Le marché de l’efficacité repose sur des conventions d’objectifs. En signant de telles conventions, une entreprise s’engage à exploiter son potentiel d’économies dans une période définie. La trajectoire énergétique de l’entreprise est fixée en fonction du potentiel identifié. La baisse des coûts énergétiques est la principale raison qui pousse une entreprise à conclure une convention d’objectifs. Le gain d’image constitue aussi une motivation pour l’entreprise. Les conventions d’objectifs sont soutenues en partie par des fournisseurs d’énergie, par certains cantons, mais aussi par des fondations privées. Le marché de l’efficacité ne rémunère pas la conclusion d’une convention d’objectifs mais les excédents (prestations supplémentaires) réalisés par rapport à la convention signée. Cela signifie que les excédents sont certifiés et peuvent être vendus aux consommateurs finaux qui souhaitent compenser leur consommation d’énergie. Cela permet donc de créer une nouvelle incitation à la mise en œuvre de mesures d’efficacité, car les économies réalisées grâce aux mesures d’efficacité augmentent encore avec la vente des excédents. Cependant, pour que le système fonctionne, il faut qu’une demande suffisante de certificats soit assurée au cours de la phase initiale. La Confédération devrait assurer cette demande en prenant en charge une éventuelle offre excédentaire, ce qui reviendrait en fin de compte à subventionner des mesures d’efficacité.
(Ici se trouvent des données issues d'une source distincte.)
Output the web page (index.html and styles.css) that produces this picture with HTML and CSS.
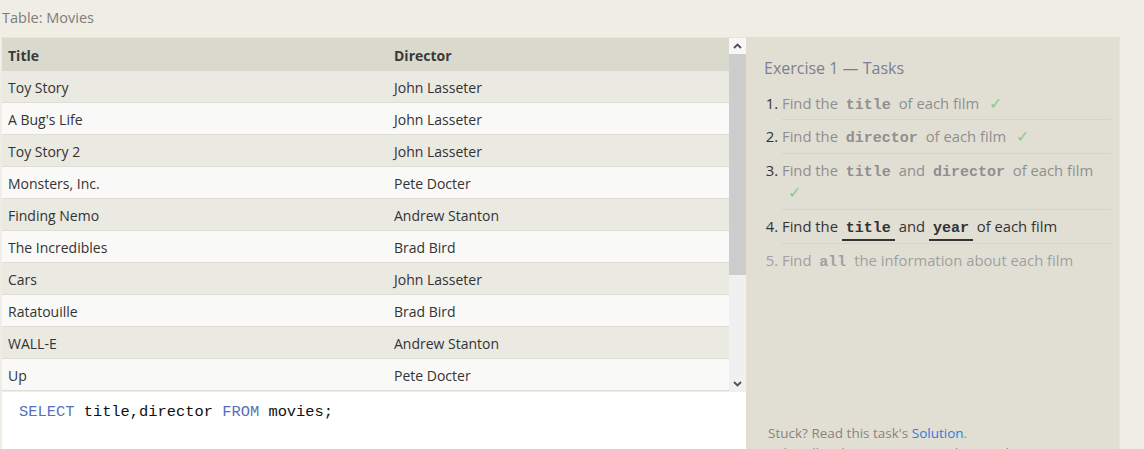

Marché de l’efficacité : un système simple, cohérent et conforme aux règles du marché
Conclusion
L’amélioration de l’efficacité énergétique globale est un objectif important. Comme dit le proverbe «L’énergie la moins polluante et la moins chère est celle que l’on ne consomme pas». Mais comment y parvenir ? Les certificats blancs et le système de bonus-malus sont de mauvaises solutions. Seul le « marché de l’efficacité » est réellement efficace et convaincant, même s’il doit être soutenu par la Confédération pendant une première phase.